There are 4 comments at the moment, we would love to hear your opinion too.

  1. Yes, nothing very new, but the reasons appear to be overlooked:

    1. The largest employer segment is now the smaller firm and they cannot afford these generous benefits.
    2. Many investors have learned the lesson and generally try to avoid those firms with DB schemes. They have always been an open chequebook and it is perverse that funding these pensions is sometimes greater than dividends paid out.
    3. Britain pays the most parsimonious State pension in the whole of the OECD – as measured by the percentage of national average earnings. This is inexcusable.
    4. “The state could never be as generous to its population”. Not so. Norway a country that was pratically bankrupt in the early C20 now has the best sovereign wealth fund in the world and it is used for pension benefits. Other countries do a lot better than we do (Greece is NO example!).
    5. Successive governments have used pensions (both private and state) as a football. The financial services industry also doesn’t have clean hands. Is it therefore a wonder that many don’t trust pensions? It seems to me that instead of CRAP (Contributions relief at payment) the old system, where people actually saw their tax bill reduced as a consequence of their contribution was a rather better incentive.
    6. The whole ethos of the UK population is geared to spending what the don’t have. Indeed our economy relies on it.

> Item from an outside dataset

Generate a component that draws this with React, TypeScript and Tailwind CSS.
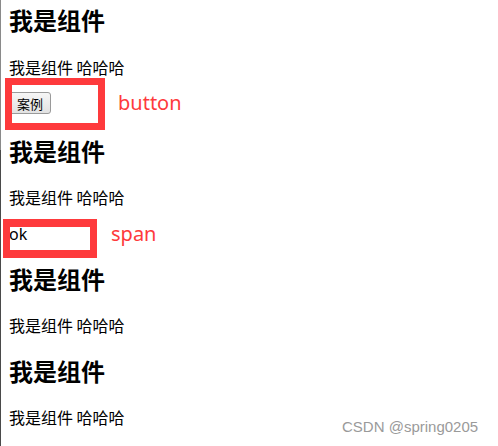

Compare this to Germany where the very word guilt is the same as debt. (Schuld). Perhaps we need to change our habits?

  2. The whole reason DB is no longer a thing is because of their huge cost to the employer. DC pensions took over literally so employers could pay less in, so I’m not sure why it’s such a surprise. Some firms were less generous with their DB as some firms are now less generous with their DC schemes. Nothing new or surprising about it.

  3. Steve makes some interesting points. Two of the main reasons why insufficient DC benefits are available to retirees is due to both employees’ indifference about pensions and lack of affordability to pay the necessary amount during the critically early accumulation stage. As Harry also comments, SME’s are now the UK’s largest sector the majority of which either cannot afford or are unwilling to contribute the amount needed to overcome this problem. This is possibly evidenced by the smaller contributions that employers have to make into workplace pensions from April next year with employees having to pay 5% which is 66% more than their employer. This in itself could turn employees off pensions whilst many may find they cannot afford to pay 5% and then miss out on the employer’s contribution – the worst possible outcome for employees and the State!
    Greater flexibility on the contributions could help alleviate this – if an employee can only afford 4%, a caring employer could add their 3% to it and invest it into a non workplace pension. Meanwhile, more education about pensions and the need to invest more at the soonest possible time would help – how about a free Pension Wise guidance session for those below the age of 50?

    • Also it is worth also considering the self employed. AE is even worse for them for the same reasons as I have already set out concerning cash flow, single premiums and the way the tax relief works.

      Why people (both employed and self-employed) can’t just chose to have a personal pension (or Stakeholder) instead of this sub-standard scheme is perhaps another disincentive.